Kwai Chang Caine era una máquina de guerra pacífica. Rodeaba conflictos que nunca le pertenecían. Su violencia ‑presuntamente, sólo defensiva‑ era una cinta continua de quietudes nómades. Kwai Chang Caine era el extranjero absoluto: un "él" sin "yo" (y sin siquiera un "tú", un "Che, vó", un "¡Ey, usted!"). Su extranjeridad no era relativa, no era la de quien ha dejado su casa o su patria en otro lugar. Venía de ser extraño, venía del no ser; provenía de un templo, no de una patria. Era el extranjero absoluto, venido de lo absoluto. En su no‑lugar de origen se conciliaban la privación extrema y el sufrimiento más intenso (recordar la escena del caldero y la nieve) con una total falta de contingencia: el colmo de la adversidad lo guiaba hasta lo Necesario. Su sufrimiento no estaba al servicio de una causa cualquiera, sino que era la vía de acceso del ente al ser.
En California, Kwai Chang Caine era como Zaratustra recién bajado de la montaña. ¿Alguien ha calculado los efectos del amor por esa figura ideal sobre las jóvenes mentes de los +50 de hoy, considerando que tal ideal no era otro que el del superhombre? Kwai Chang Caine no tenía familia, ninguna chica le gustaba jamás, o sí le gustaban pero las miraba irse con esa cara de camello bueno que solamente le sale a David Carradine; Kwai Chang Caine no se enamoraba nunca, no era hincha de ningún cuadro de fútbol ni orinaba como no fuera sobre la prístina nieve china.
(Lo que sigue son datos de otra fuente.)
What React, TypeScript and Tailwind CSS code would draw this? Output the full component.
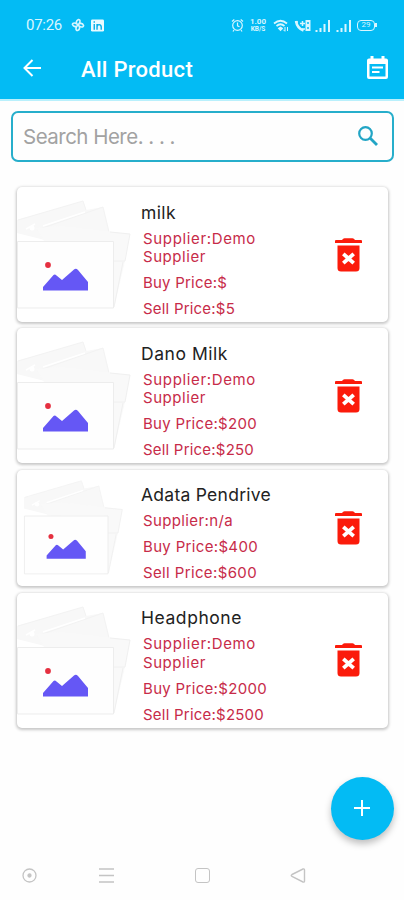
import React from 'react';

type Product = { name: string; supplier: string[]; buy: string; sell: string; widths: number[] };

const products: Product[] = [
  { name: 'milk', supplier: ['Supplier:Demo', 'Supplier'], buy: '$', sell: '$5', widths: [35, 113, 63, 84, 92] },
  { name: 'Dano Milk', supplier: ['Supplier:Demo', 'Supplier'], buy: '$200', sell: '$250', widths: [87, 113, 63, 114, 111] },
  { name: 'Adata Pendrive', supplier: ['Supplier:n/a'], buy: '$400', sell: '$600', widths: [130, 90, 115, 114] },
  { name: 'Headphone', supplier: ['Supplier:Demo', 'Supplier'], buy: '$2000', sell: '$2500', widths: [101, 113, 63, 124, 121] },
];

/* Spreads the letters of a line so that it fills a fixed measure. */
function Fit({ text, width, className = '' }: { text: string; width: number; className?: string }) {
  const ref = React.useRef<HTMLSpanElement>(null);
  const [spacing, setSpacing] = React.useState(0);
  React.useLayoutEffect(() => {
    const el = ref.current;
    if (el) setSpacing((width - el.getBoundingClientRect().width) / text.length);
  }, [text, width]);
  return (
    <span className={`block ${className}`}>
      <span ref={ref} className="inline-block whitespace-nowrap" style={{ letterSpacing: `${spacing}px` }}>{text}</span>
    </span>
  );
}

function Placeholder({ small }: { small: boolean }) {
  return (
    <svg className="block h-full w-[118px] shrink-0" viewBox={small ? '0 0 118 116' : '0 0 118 135'} preserveAspectRatio="xMinYMin" fill="none">
      <g transform={small ? 'translate(7 -1.4) scale(.87)' : undefined}>
        <path d="M0 33 66 14 69 23 86 20 92 45 36 55 0 46Z" fill="#f8f8f8" />
        <path d="M1 33 66 14 69 23M20 43 86 20 92 45" stroke="#f3f3f3" />
        <path d="M9 42 18 37M26 39 68 25" stroke="#fff" strokeWidth="1.5" />
        <circle cx="15" cy="41" r="2.5" fill="#fff" />
        <path d="M19 41 45 39 113 47 108 74 97 121H92V54H27Z" fill="#f9f9f9" />
        <path d="M93 45 113 47 108 74H97M106 75 97 120" stroke="#f0f0f0" />
        <path d="M.5 54.5H96.5V121H.5Z" fill="#fefefe" stroke="#ededed" />
        <circle cx="31" cy="78" r="2.9" fill="#e53040" />
        <path d="M26 103.500V100L36.500 88Q38 87 39.500 88.500L45 93 57 82.500Q59 81 61 83L71 95V103.500Z" fill="#6557f5" />
      </g>
    </svg>
  );
}

function Trash() {
  return (
    <svg className="h-[34px] w-[27px] shrink-0" viewBox="0 0 27 34">
      <path d="M0 3Q0 2 1 2H7Q8 .3 9.500 .3H17.500Q19 .3 20 2H26Q27 2 27 3V5H0Z" fill="#fb1b0b" />
      <path d="M2.500 7.500H24.500V30Q24.500 33.500 21 33.500H6Q2.500 33.500 2.500 30Z" fill="#fb1b0b" />
      <path d="m8.300 15.800 10.400 9.400m0-9.400-10.400 9.400" stroke="#fff" strokeWidth="3.800" />
    </svg>
  );
}

function Card({ p }: { p: Product }) {
  const small = p.supplier.length === 1;
  const lines = [...p.supplier, `Buy Price:${p.buy}`, `Sell Price:${p.sell}`];
  return (
    <article className={`flex rounded-[5px] bg-white shadow-[0_1px_3px_1px_rgba(0,0,0,0.22)] ${small ? 'h-[116.5px]' : 'h-[135px]'}`}>
      <Placeholder small={small} />
      <div className="w-[200px] shrink-0 pl-[6px] pt-[13.5px]">
        <Fit text={p.name} width={p.widths[0]} className="mb-[5px] text-[17.5px] leading-6 text-[#222]" />
        {lines.map((line, i) => (
          <Fit
            key={line}
            text={line}
            width={p.widths[i + 1]}
            className={`pl-[2px] text-[15px] leading-[18.5px] text-[#c72b49] ${i >= p.supplier.length ? 'mt-[7.5px]' : ''}`}
          />
        ))}
      </div>
      <div className="flex items-center">
        <Trash />
      </div>
    </article>
  );
}

function Signal() {
  return (
    <svg className="h-[13px] w-[16px]" viewBox="0 0 16 13" stroke="#d9f6ff" strokeWidth="2">
      <path d="M1.500 13v-2M5.500 13V9M9.500 13V5M14 13V1" />
    </svg>
  );
}

export default function App() {
  return (
    <div className="flex h-[900px] w-[404px] flex-col bg-[#fefefe] font-['Inter','Noto_Sans',sans-serif]">
      <header className="h-[99px] shrink-0 bg-[#03bbf4] font-['Roboto',sans-serif] text-white">
        <div className="flex h-[50px] items-center pl-[26px] text-[#d9f6ff]">
          <Fit text="07:26" width={36} className="w-[45px] text-[15px] leading-5" />
          <svg className="h-[14px] w-[14px]" viewBox="0 0 14 14" fill="none" stroke="currentColor" strokeWidth="1.6">
            <path d="M7 7C4 6 4 3 6 1.500 8 1 9 4 7 7ZM7 7C8 4 11 4 12.500 6 13 8 10 9 7 7ZM7 7C10 8 10 11 8 12.500 6 13 5 10 7 7ZM7 7C6 10 3 10 1.500 8 1 6 4 5 7 7Z" transform="rotate(15 7 7)" />
          </svg>
          <svg className="ml-[6px] h-[13px] w-[13px]" viewBox="0 0 14 13">
            <rect width="14" height="13" rx="1.500" fill="#e8faff" />
            <path d="M3.500 5v6M3.500 2v1.600M6.500 11V5M6.500 8Q6.500 5.500 8.700 5.500T11 8v3" fill="none" stroke="#03aeea" strokeWidth="1.500" />
          </svg>
          <svg className="ml-[127px] h-[14px] w-[13px]" viewBox="0 0 13 14" fill="none" stroke="currentColor" strokeWidth="1.200">
            <circle cx="6.500" cy="7.500" r="4.800" />
            <path d="M6.500 4.500v3.300l2 1M1 3.500 3.300 1.500M12 3.500 9.700 1.500M3 12l-1 1.500M10 12l1 1.500" />
          </svg>
          <div className="ml-[5px] w-[18px] text-center font-bold">
            <div className="h-[7px] text-[8px] leading-[7px]">1.00</div>
            <div className="mt-[1px] h-[6px] text-[6.5px] leading-[6px]">KB/S</div>
          </div>
          <svg className="ml-[6px] h-[13px] w-[16px]" viewBox="0 0 16 13" fill="none" stroke="currentColor" strokeWidth="1.700">
            <path d="M1 4.500Q7.500-1 14 4.500M3.500 7Q7.500 3.500 11.500 7M6 9.500 7.500 8.500 9 9.500 7.500 11Z" />
            <path d="M12 8v4m-1.500-1.200L12 12.500M14.500 12V8" strokeWidth="1" />
          </svg>
          <svg className="ml-[5px] h-[13px] w-[17px]" viewBox="0 0 17 13" fill="none" stroke="currentColor" strokeWidth="1.500">
            <path d="M2 2Q3 9 9.500 11.500" strokeWidth="2.500" />
            <path d="M1 3h3M8 10h3M6 4.500h5M8.500 2v5" />
            <rect x="11.500" y="1" width="5" height="11" fill="currentColor" stroke="none" />
            <path d="M13 4h2M13 9h2" stroke="#03bbf4" />
          </svg>
          <div className="ml-[4px] flex gap-[5px]"><Signal /><Signal /></div>
          <div className="ml-[5px] flex h-[11px] w-[18px] items-center justify-center rounded-[4px] border-[1.5px] border-current text-[8px]">29</div>
          <div className="h-[4px] w-[1.500px] bg-current" />
        </div>
        <div className="flex h-[38px] items-center pl-[23px]">
          <svg className="-mt-[2px] h-[18px] w-[18px]" viewBox="0 0 18 18" fill="none" stroke="white" strokeWidth="2">
            <path d="M18 9H2M9.500 1 1.500 9l8 8" />
          </svg>
          <Fit text="All Product" width={112} className="ml-[40px] w-[286px] pt-[1px] text-[22px] font-medium leading-7" />
          <svg className="-mt-1 h-[23px] w-[21px]" viewBox="0 0 21 23">
            <path fillRule="evenodd" clipRule="evenodd" d="M3.500 0h3v2.500h8V0h3v2.500H19q2 0 2 2V21q0 2-2 2H2q-2 0-2-2V4.500q0-2 2-2h1.500ZM2.500 8v12.500h16V8Z" fill="#fff" />
            <path d="M5 11.500h11M5 16h7.500" stroke="#fff" strokeWidth="2" />
          </svg>
        </div>
      </header>
      <div className="h-[2px] shrink-0 bg-[#b9f0fc]" />

      <div className="mx-[11px] mt-[10px] flex h-[51px] w-[383px] shrink-0 items-center rounded-[7px] border-2 border-[#27aecb] pl-[10px]">
        <Fit text="Search Here. . . ." width={152} className="w-[335px] text-[20.5px] leading-7 text-[#a2a2a2]" />
        <svg className="-mt-[1px] h-[20px] w-[20px]" viewBox="0 0 20 20" fill="none" stroke="#22a5c5">
          <circle cx="7.500" cy="7.500" r="6.300" strokeWidth="2.200" />
          <path d="m12 12 7 7" strokeWidth="2.800" />
        </svg>
      </div>

      <main className="ml-[17px] mt-[25px] flex w-[371px] flex-col gap-[6.400px]">
        {products.map((p) => <Card key={p.name} p={p} />)}
      </main>

      <button aria-label="Add product" className="ml-[330.500px] mt-[49px] flex h-[63px] w-[63px] shrink-0 items-center justify-center rounded-full bg-[#03bbf4] shadow-[0_4px_7px_rgba(0,0,0,0.25)]">
        <svg className="h-4 w-4" viewBox="0 0 16 16" stroke="#fff" strokeWidth="2"><path d="M8 0v16M0 8h16" /></svg>
      </button>

      <nav className="mt-auto flex h-[49px] shrink-0 items-center pl-[21.500px] text-[#c4c4c4]">
        <svg className="h-[15px] w-[15px]" viewBox="0 0 15 15" fill="none" stroke="currentColor" strokeWidth="1.300">
          <circle cx="7.500" cy="7.500" r="6.500" /><circle cx="7.500" cy="7.500" r="1.500" fill="currentColor" />
        </svg>
        <svg className="ml-[62px] h-[15px] w-[15px]" viewBox="0 0 15 15" stroke="currentColor" strokeWidth="1.500">
          <path d="M0 1h15M0 7.500h15M0 14h15" />
        </svg>
        <div className="ml-[81.500px] h-[15px] w-[15px] rounded-[3px] border-[1.5px] border-current" />
        <svg className="ml-[80px] h-[15px] w-[16px]" viewBox="0 0 16 15" fill="none" stroke="currentColor" strokeWidth="1.400">
          <path d="M2 6.500 13 1Q14.500 .5 14.500 2v11q0 1.500-1.500 1L2 8.500Q.5 7.500 2 6.500Z" />
        </svg>
      </nav>
    </div>
  );
}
Su siglo ‑el diecinueve‑ no le importaba en lo más mínimo; nunca se lo vio leer un diario con algún interés, ni tomar partido en un conflicto expresando sus opiniones.
A lo sumo, pronunciaba un aforismo nihilista y repartía unas cuantas patadas en nombre del Cosmos. Después, se iba. En el capítulo siguiente de la serie, volvía; y volvía a meterse en líos. Es decir, no exactamente a meterse, sino a circular con elegancia por entre los intersticios etéreos del lío, revoleando esa pata descalza tan bonita. El lío, el problema, siempre le era ajeno. Porque Kwai Chang Caine no tenía nada y, mucho menos, problemas. Nadie debía poseer nada, tal era su moral. Apasionarse, enamorarse, enojarse, según lo que le había inculcado su maestro, era de ignorantes y sólo acarreaba desastres. Nadie debía nunca desear nada. La serie Kung Fu ayudaba a crear la ilusión de que era posible evitarse problemas abstrayéndose de todo. Sabio sería quien prescindiera tanto de sí mismo como del mundo.
Kwai Chang Caine era el eterno recién llegado. Nadie parecía reconocerlo de capítulos anteriores. Los demás superhéroes, comparados con él, eran como el vigilante del barrio. El superhéroe medio tiene siempre la misión de restablecer la normalidad de su mundo, venciendo a la fuerza malévola que haya irrumpido en esa normalidad. En cambio Kwai Chang Caine, el inadaptado maravilloso, el estoico, traía la noticia ‑ni buena ni mala‑ de que nada tenía la menor importancia ni sentido en este mundo. Su función no consistía en devolver a los hombres y mujeres su estado de felicidad previo, sino en demostrarles que eran (¿unos?) infelices, y dar el ejemplo de una mente superior.
Los finales de Kung Fu no eran felices sino agridulces, moralizantes, "sabios". La serie no buscaba sólo entretener, sino educar. Era una serie "adulta" (es decir, irresistiblemente atractiva para chicos y chicas de diez, once años), cuyo héroe ‑a semejanza del héroe trágico‑ se dirigía menos a los personajes secundarios que a los espectadores. La creencia "madura" de que uno puede irse cuando quiera de los problemas, que no le pertenecen, que uno se ha despegado del mundo material (y que se jodan los apasionados, y que se embromen por seguir sumidos en la ignorancia) puede parecerse tanto a la sabiduría de un iluminado como a la omnipotencia de un niño de diez años.
¿Qué hay más digno de él que autodenominarse "X" (no sabe, no existe, no contesta) la generación que creció mirándolo? Kwai Chang Caine (el eterno adolescente, el siempre nómade, el forever marginal) fue el Che Guevara de la Generación X; el hermano mayor de cada niño cincuentón que hoy encalla en los procelosos témpanos del tedio.